In other words, the bar is low.

The real thing this team needs for its rabid fan base to awaken is an identity. Under Lerner’s ownership and all the various reinventions, the Browns have lost any sense of who they are or what they’re trying to accomplish. As a result, Browns fans are left to wander about, clinging to their dog bones and wishing that a generation hadn’t passed since the last time this team had an identity.

Fans may want to see T.J. Ward and Joe Haden resurrect the Dawg Pound and hope Montario Hardesty can be Earnest Byner reincarnate, but hopefully better things are in store than just trying to recapture a different generation’s vibe.
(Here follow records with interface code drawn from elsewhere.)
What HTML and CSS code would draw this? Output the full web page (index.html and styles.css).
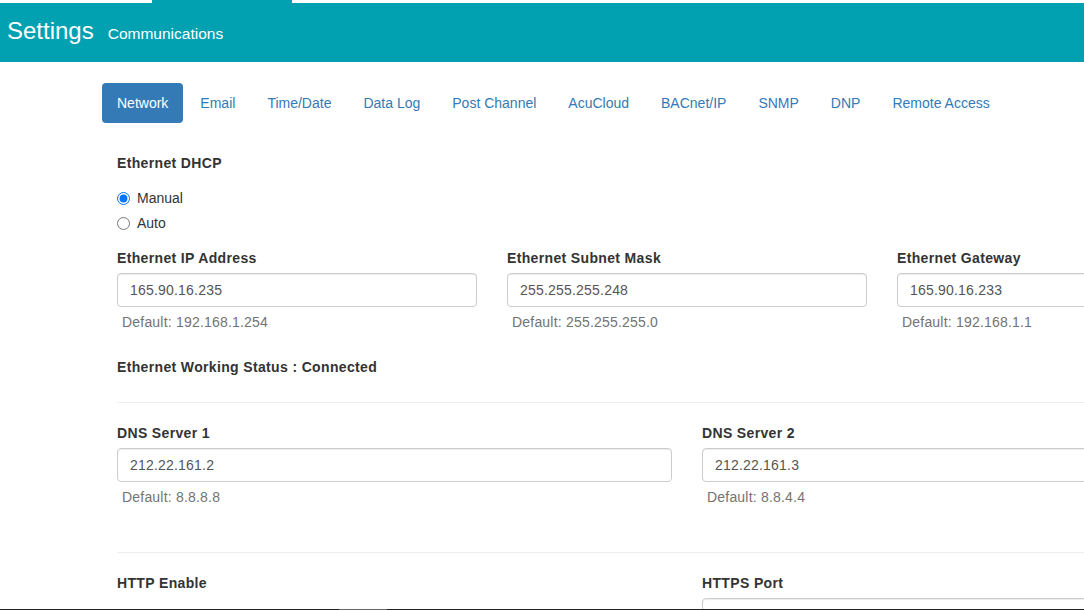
FILE: index.html
```html
<!DOCTYPE html>
<html lang="en">
<head>
<meta charset="utf-8">
<title>Settings - Communications</title>
<link rel="stylesheet" href="styles.css">
</head>
<body>
<div class="topstrip"><span class="topstrip-tab"></span></div>
<header class="header">
  <h1 class="title">Settings</h1>
  <span class="subtitle">Communications</span>
</header>
<main class="content">
  <ul class="nav">
    <li class="nav-item active"><a href="#">Network</a></li>
    <li class="nav-item"><a href="#">Email</a></li>
    <li class="nav-item"><a href="#">Time/Date</a></li>
    <li class="nav-item"><a href="#">Data Log</a></li>
    <li class="nav-item"><a href="#">Post Channel</a></li>
    <li class="nav-item"><a href="#">AcuCloud</a></li>
    <li class="nav-item"><a href="#">BACnet/IP</a></li>
    <li class="nav-item"><a href="#">SNMP</a></li>
    <li class="nav-item"><a href="#">DNP</a></li>
    <li class="nav-item"><a href="#">Remote Access</a></li>
  </ul>
  <form class="form">
    <div class="field-title">Ethernet DHCP</div>
    <div class="radios">
      <label class="radio"><input type="radio" name="dhcp" checked> Manual</label>
      <label class="radio"><input type="radio" name="dhcp"> Auto</label>
    </div>
    <div class="grid grid-3">
      <div class="field">
        <label class="field-label">Ethernet IP Address</label>
        <input class="input" type="text" value="165.90.16.235">
        <div class="help">Default: 192.168.1.254</div>
      </div>
      <div class="field">
        <label class="field-label">Ethernet Subnet Mask</label>
        <input class="input" type="text" value="255.255.255.248">
        <div class="help">Default: 255.255.255.0</div>
      </div>
      <div class="field">
        <label class="field-label">Ethernet Gateway</label>
        <input class="input" type="text" value="165.90.16.233">
        <div class="help">Default: 192.168.1.1</div>
      </div>
    </div>
    <div class="status">Ethernet Working Status : Connected</div>
    <hr class="divider">
    <div class="grid grid-2">
      <div class="field">
        <label class="field-label">DNS Server 1</label>
        <input class="input" type="text" value="212.22.161.2">
        <div class="help">Default: 8.8.8.8</div>
      </div>
      <div class="field">
        <label class="field-label">DNS Server 2</label>
        <input class="input" type="text" value="212.22.161.3">
        <div class="help">Default: 8.8.4.4</div>
      </div>
    </div>
    <hr class="divider">
    <div class="grid grid-2">
      <div class="field">
        <label class="field-label">HTTP Enable</label>
      </div>
      <div class="field">
        <label class="field-label">HTTPS Port</label>
        <input class="input" type="text" value="">
      </div>
    </div>
  </form>
</main>
<div class="screen-edge"><span class="screen-edge-thumb"></span></div>
</body>
</html>
```
FILE: styles.css
```css
html, body {
  margin: 0;
  padding: 0;
  overflow: hidden;
  background: #fff;
}
body {
  font-family: "Liberation Sans", Arial, sans-serif;
  font-size: 14px;
  line-height: 20px;
  color: #333;
  width: 1084px;
  height: 610px;
}
.topstrip {
  height: 3px;
  display: flex;
}
.topstrip-tab {
  display: block;
  margin-left: 152px;
  width: 140px;
  height: 3px;
  background: #01a1b1;
}
.header {
  height: 59px;
  box-sizing: border-box;
  background: #01a1b1;
  display: flex;
  align-items: baseline;
  padding: 16px 0 0 7px;
  color: #fff;
}
.title {
  margin: 0;
  font-size: 24px;
  line-height: 24px;
  font-weight: normal;
}
.subtitle {
  margin-left: 14px;
  font-size: 15.5px;
}
.content {
  margin-left: 102px;
  width: 1170px;
}
.nav {
  list-style: none;
  margin: 21px 0 0 0;
  padding: 0;
  display: flex;
  gap: 2px;
}
.nav-item a {
  display: block;
  padding: 10px 15px;
  border-radius: 4px;
  color: #337ab7;
  text-decoration: none;
}
.nav-item.active a {
  background: #337ab7;
  color: #fff;
}
.form {
  padding: 0 15px;
  margin-top: 30px;
  display: flex;
  flex-direction: column;
}
.field-title,
.field-label,
.status {
  display: block;
  font-weight: bold;
  letter-spacing: 0.35px;
}
.radios {
  margin: 15px 0;
  display: flex;
  flex-direction: column;
  gap: 5px;
}
.radio {
  display: block;
  position: relative;
  padding-left: 20px;
  line-height: 20px;
}
.radio input {
  position: absolute;
  left: 0;
  top: 4px;
  margin: 0;
  width: 13px;
  height: 13px;
}
.grid {
  display: grid;
  column-gap: 30px;
  margin-bottom: 15px;
}
.grid-3 {
  grid-template-columns: repeat(3, 1fr);
}
.grid-2 {
  grid-template-columns: repeat(2, 1fr);
}
.field-label {
  margin-bottom: 5px;
}
.input {
  display: block;
  box-sizing: border-box;
  width: 100%;
  height: 34px;
  padding: 6px 12px;
  font-family: inherit;
  font-size: 14px;
  line-height: 20px;
  letter-spacing: 0.2px;
  color: #555;
  background: #fff;
  border: 1px solid #ccc;
  border-radius: 4px;
  box-shadow: inset 0 1px 1px rgba(0, 0, 0, 0.075);
}
.help {
  margin: 5px 0 10px;
  padding-left: 5px;
  letter-spacing: 0.2px;
  color: #737373;
}
.status {
  margin-bottom: 5px;
}
.divider {
  width: 100%;
  margin: 20px 0;
  border: 0;
  border-top: 1px solid #eee;
}
.screen-edge {
  position: fixed;
  left: 0;
  right: 0;
  bottom: 0;
  height: 1px;
  background: #222;
}
.screen-edge-thumb {
  display: block;
  margin-left: 339px;
  width: 48px;
  height: 1px;
  background: #666;
}
```
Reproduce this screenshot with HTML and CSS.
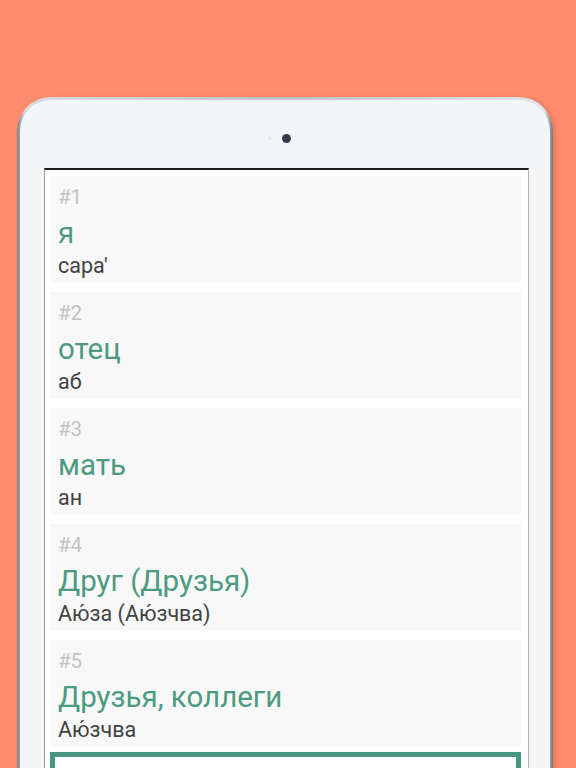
FILE: index.html
```html
<!DOCTYPE html>
<html lang="ru">
<head>
<meta charset="utf-8">
<title>Словарь</title>
<link rel="stylesheet" href="styles.css">
</head>
<body>
<div class="tablet">
  <div class="face">
    <div class="camera-row">
      <span class="sensor"></span>
      <span class="camera"></span>
    </div>
    <div class="screen">
      <div class="card">
        <div class="num">#1</div>
        <div class="word">я</div>
        <div class="trans">сара'</div>
      </div>
      <div class="card">
        <div class="num">#2</div>
        <div class="word">отец</div>
        <div class="trans">аб</div>
      </div>
      <div class="card">
        <div class="num">#3</div>
        <div class="word">мать</div>
        <div class="trans">ан</div>
      </div>
      <div class="card">
        <div class="num">#4</div>
        <div class="word">Друг (Друзья)</div>
        <div class="trans">Аю́за (Аю́зчва)</div>
      </div>
      <div class="card">
        <div class="num">#5</div>
        <div class="word">Друзья, коллеги</div>
        <div class="trans">Аю́зчва</div>
      </div>
      <div class="card card-active"></div>
    </div>
  </div>
</div>
</body>
</html>
```
FILE: styles.css
```css
html, body {
  margin: 0;
  padding: 0;
  height: 768px;
  overflow: hidden;
  background: #fe8b6e;
  font-family: Roboto, "Noto Sans", "Liberation Sans", sans-serif;
}
.tablet {
  margin: 97px 0 0 17px;
  width: 536px;
  height: 671px;
  box-sizing: border-box;
  padding: 3px 3px 0 3px;
  border-radius: 34px 34px 0 0;
  background: linear-gradient(90deg, #7f8286 0%, #d9dbdd 1.5%, #c2c4c7 50%, #e1e3e5 98.5%, #74777b 100%);
  box-shadow: 3px 0 3px rgba(160, 70, 40, 0.2);
}
.face {
  height: 100%;
  border-radius: 31px 31px 0 0;
  background: #f3f5f7;
  box-sizing: border-box;
  padding: 0 21px 0 24px;
}
.camera-row {
  height: 68px;
  display: flex;
  justify-content: center;
  align-items: center;
  gap: 10px;
  padding-right: 15px;
  padding-top: 8px;
  box-sizing: border-box;
}
.sensor {
  width: 4px;
  height: 4px;
  border-radius: 50%;
  background: #e3e6ea;
}
.camera {
  width: 9px;
  height: 9px;
  border-radius: 50%;
  background: #383a4a;
}
.screen {
  background: #ffffff;
  border-top: 2px solid #1d1d1d;
  border-left: 1px solid #9a9a9a;
  border-right: 1px solid #b0b0b0;
  height: 603px;
  overflow: hidden;
  box-sizing: border-box;
  padding: 6px 7px 0 5px;
  display: flex;
  flex-direction: column;
  gap: 9px;
}
.card {
  background: #f8f8f8;
  height: 107px;
  flex: none;
  box-sizing: border-box;
  padding: 9px 0 0 8px;
}
.num {
  color: #c2c2c2;
  font-size: 20.5px;
  line-height: 24px;
}
.word {
  color: #4c9a80;
  font-size: 29.5px;
  line-height: 36px;
  margin-top: 6px;
}
.trans {
  color: #424242;
  font-size: 21.5px;
  line-height: 30px;
}
.card-active {
  background: #ffffff;
  border: 5px solid #4a9580;
  margin-top: -4px;
}
```
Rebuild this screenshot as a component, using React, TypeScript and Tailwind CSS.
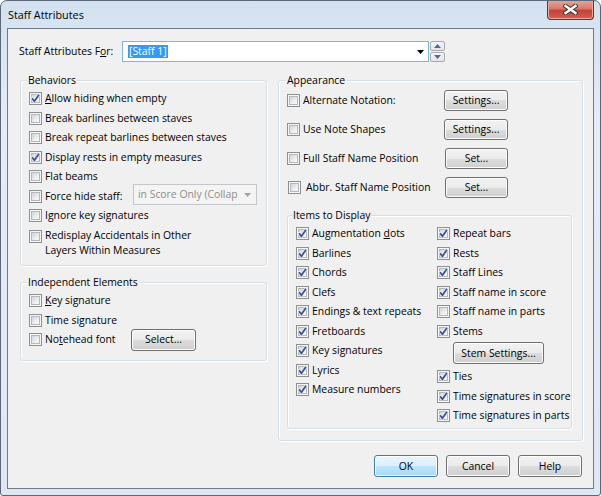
import type { ReactNode } from "react";

const font = "font-['Open_Sans','Noto_Sans',sans-serif] text-[10.4px] leading-[15px] text-black";

function CheckBox({ checked }: { checked?: boolean }) {
  return (
    <span className="relative block h-[13px] w-[13px] shrink-0 border border-[#8e8f8f] bg-[#f6f6f6] p-[1px]">
      <span className="block h-full w-full border border-[#b4b8bd] bg-[linear-gradient(135deg,#d2d5da_0%,#eceef0_60%,#fbfbfb_100%)]" />
      {checked && (
        <svg className="absolute left-[-1px] top-[-1px]" width="13" height="13" viewBox="0 0 13 13">
          <polyline points="3,6.3 5.4,9.2 10,2.8" fill="none" stroke="#e8eefa" strokeWidth="3" strokeLinecap="round" />
          <polyline points="3,6.3 5.4,9.2 10,2.8" fill="none" stroke="#3f5290" strokeWidth="1.8" />
        </svg>
      )}
    </span>
  );
}

function Row({ checked, children, className = "" }: { checked?: boolean; children: ReactNode; className?: string }) {
  return (
    <div className={`flex h-[19.5px] items-center ${className}`}>
      <CheckBox checked={checked} />
      <span className="ml-[3px] whitespace-nowrap">{children}</span>
    </div>
  );
}

function WinButton({ children, className = "", primary }: { children: ReactNode; className?: string; primary?: boolean }) {
  const skin = primary
    ? "border-[#3c7fb1] bg-[linear-gradient(#eaf6fd_0%,#d9f0fc_50%,#bee6fd_50%,#a7d9f5_100%)]"
    : "border-[#707070] bg-[linear-gradient(#f2f2f2_0%,#ebebeb_50%,#dddddd_50%,#cfcfcf_100%)]";
  return (
    <div
      className={`flex shrink-0 items-center justify-center rounded-[3px] border shadow-[inset_0_0_0_1px_#fcfcfc] ${skin} ${className}`}
    >
      {children}
    </div>
  );
}

function Group({ title, className = "", titleLeft = "left-[6px]", children }: { title: string; className?: string; titleLeft?: string; children: ReactNode }) {
  return (
    <div className={`relative rounded-[3px] border border-[#d5dfe5] shadow-[inset_1px_1px_0_#ffffff,1px_1px_0_#ffffff] ${className}`}>
      <span className={`absolute top-[-8px] bg-[#f0f0f0] px-[1px] whitespace-nowrap ${titleLeft}`}>{title}</span>
      {children}
    </div>
  );
}

export default function App() {
  return (
    <div className={`relative h-[496px] w-[601px] overflow-hidden rounded-t-[7px] rounded-b-[3px] border border-[#5b6877] bg-[linear-gradient(180deg,#d3e1f0_0%,#e4ecf6_25%,#dfe8f2_100%)] ${font}`}>
      {/* title bar */}
      <div className="flex h-[27px] items-center pl-[7px] text-[10.8px]">Staff Attributes</div>
      <div className="absolute right-[6px] top-[-1px] h-[20px] w-[47px] rounded-b-[4px] border border-t-0 border-[#70302a] bg-[linear-gradient(180deg,#e6a89c_0%,#d77a6c_45%,#c4443a_55%,#d0604f_100%)] shadow-[inset_0_0_0_1px_#eba99d]">
        <svg className="absolute left-[15px] top-[4px]" width="15" height="11" viewBox="0 0 15 11">
          <path d="M2.5 2 L12.5 9 M12.5 2 L2.5 9" stroke="#3a3a3a" strokeWidth="4.4" strokeLinecap="square" />
          <path d="M2.5 2 L12.5 9 M12.5 2 L2.5 9" stroke="#ffffff" strokeWidth="2.4" strokeLinecap="square" />
        </svg>
      </div>

      {/* client area */}
      <div className="ml-[6px] h-[461px] w-[587px] border border-[#6f7b87] bg-[#f0f0f0]">
        <div className="mt-[12px] flex h-[21px] items-center pl-[11px]">
          <span className="w-[103px] whitespace-nowrap">
            Staff Attributes F<u>o</u>r:
          </span>
          <div className="flex h-[21px] w-[307px] items-center border border-[#7eb4ea] bg-white">
            <span className="ml-[5px] bg-[#3399ff] px-[1px] leading-[13px] text-white">[Staff 1]</span>
            <svg className="ml-auto mr-[4px]" width="7" height="4" viewBox="0 0 7 4">
              <path d="M0 0 H7 L3.5 4 Z" fill="#000" />
            </svg>
          </div>
          <div className="ml-[1px] flex h-[21px] w-[15px] flex-col gap-[1px]">
            {[0, 1].map((i) => (
              <div
                key={i}
                className="flex flex-1 items-center justify-center rounded-[2px] border border-[#a7abb0] bg-[linear-gradient(#f6f6f6,#e4e4e4)]"
              >
                <svg width="7" height="4" viewBox="0 0 7 4">
                  <path d={i === 0 ? "M0 4 H7 L3.5 0 Z" : "M0 0 H7 L3.5 4 Z"} fill="#4d6aa8" />
                </svg>
              </div>
            ))}
          </div>
        </div>

        <div className="mt-[18px] flex gap-[11px] pl-[12px]">
          <div className="flex w-[247px] flex-col">
            <Group title="Behaviors" className="h-[186px] pl-[8px] pt-[8px]">
              <Row checked>
                <u>A</u>llow hiding when empty
              </Row>
              <Row>Break barlines between staves</Row>
              <Row>Break repeat barlines between staves</Row>
              <Row checked>Display rests in empty measures</Row>
              <Row>Flat beams</Row>
              <div className="flex h-[19.5px] items-center">
                <CheckBox />
                <span className="ml-[3px] w-[88px] whitespace-nowrap">Force hide staff:</span>
                <div className="mt-[-3px] flex h-[21px] w-[124px] items-center border border-[#c3c7cb] bg-[#f4f4f4] pl-[4px] text-[#8d8d8d]">
                  <span className="whitespace-nowrap">in Score Only (Collap</span>
                  <svg className="ml-auto mr-[5px]" width="7" height="4" viewBox="0 0 7 4">
                    <path d="M0 0 H7 L3.5 4 Z" fill="#a3a3a3" />
                  </svg>
                </div>
              </div>
              <Row>Ignore key signatures</Row>
              <div className="flex items-start pt-[4.5px]">
                <CheckBox />
                <span className="ml-[3px] mt-[-2.5px] whitespace-nowrap">
                  Redisplay Accidentals in Other
                  <br />
                  Layers Within Measures
                </span>
              </div>
            </Group>

            <Group title="Independent Elements" className="mt-[16px] h-[79px] pl-[8px] pt-[8px]">
              <Row>
                <u>K</u>ey signature
              </Row>
              <Row>
                Time si<u>g</u>nature
              </Row>
              <div className="flex h-[19.5px] items-center">
                <CheckBox />
                <span className="ml-[3px] w-[86px] whitespace-nowrap">
                  No<u>t</u>ehead font
                </span>
                <WinButton className="h-[22px] w-[65px]">Select...</WinButton>
              </div>
            </Group>
          </div>

          <Group title="Appearance" titleLeft="left-[7px]" className="flex h-[361px] w-[305px] flex-col pl-[8px] pt-[9px]">
            <div className="flex flex-col gap-[8px]">
              {[
                ["Alternate Notation:", "Settings..."],
                ["Use Note Shapes", "Settings..."],
                ["Full Staff Name Position", "Set..."],
              ].map(([label, btn]) => (
                <div key={label} className="flex h-[21px] items-center">
                  <CheckBox />
                  <span className="w-[144px] whitespace-nowrap pl-[3px]">{label}</span>
                  <WinButton className={`h-[21px] ${btn === "Set..." ? "ml-[1px] w-[63px]" : "w-[64px]"}`}>{btn}</WinButton>
                </div>
              ))}
              <div className="flex h-[21px] items-center">
                <span className="ml-[1px]">
                  <CheckBox />
                </span>
                <span className="w-[144px] whitespace-nowrap pl-[5px]">Abbr. Staff Name Position</span>
                <WinButton className="h-[21px] w-[63px]">Set...</WinButton>
              </div>
            </div>

            <Group title="Items to Display" titleLeft="left-[4px]" className="mb-[11px] mr-[10px] mt-[17px] flex h-[214px] pl-[8px] pt-[8px]">
              <div className="flex w-[141px] flex-col">
                <Row checked>
                  Augmentation <u>d</u>ots
                </Row>
                <Row checked>Barlines</Row>
                <Row checked>Chords</Row>
                <Row checked>Clefs</Row>
                <Row checked>Endings &amp; text repeats</Row>
                <Row checked>Fretboards</Row>
                <Row checked>Key signatures</Row>
                <Row checked>Lyrics</Row>
                <Row checked>Measure numbers</Row>
              </div>
              <div className="flex flex-col">
                <Row checked>Repeat bars</Row>
                <Row checked>Rests</Row>
                <Row checked>Staff Lines</Row>
                <Row checked>Staff name in score</Row>
                <Row>Staff name in parts</Row>
                <Row checked>Stems</Row>
                <div className="h-[26px] pl-[16px] pt-[1px]">
                  <WinButton className="h-[22px] w-[91px]">Stem Settings...</WinButton>
                </div>
                <Row checked>Ties</Row>
                <Row checked>Time signatures in score</Row>
                <Row checked>Time signatures in parts</Row>
              </div>
            </Group>
          </Group>
        </div>

        <div className="mt-[14px] flex justify-end gap-[8px] pr-[11px]">
          <WinButton primary className="h-[22px] w-[64px]">
            OK
          </WinButton>
          <WinButton className="h-[22px] w-[64px]">Cancel</WinButton>
          <WinButton className="h-[22px] w-[64px]">Help</WinButton>
        </div>
      </div>
    </div>
  );
}
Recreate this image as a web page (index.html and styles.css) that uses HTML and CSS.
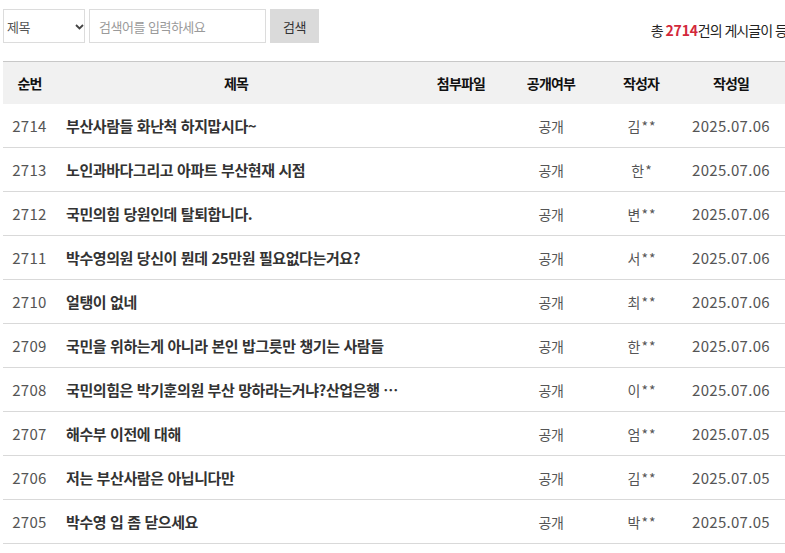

This team not only has the opportunity but the mandate to capture a new generation of fans, a generation that has been lost first to a morally and fiscally bankrupt former owner who yanked the team from this town an second to a new ownership group that’s been passionate but mostly incompetent.

In some ways, the Browns couldn’t possibly be better positioned for a resurrection. This town is reeling at the moment and is just waiting for a savior. Another 6-10 season, though, isn’t going to do it, even if that qualifies as incremental improvement from last season. It will take more.

Thankfully, though, at least team management and Browns fans are once again on the same page, and that page says that meaningful progress made by good, quality players that will be here for the next several years is crucial. Another season of drama punctuated by prima donna players and irrational coaches may just be the final straw for fans who just want to believe in something again.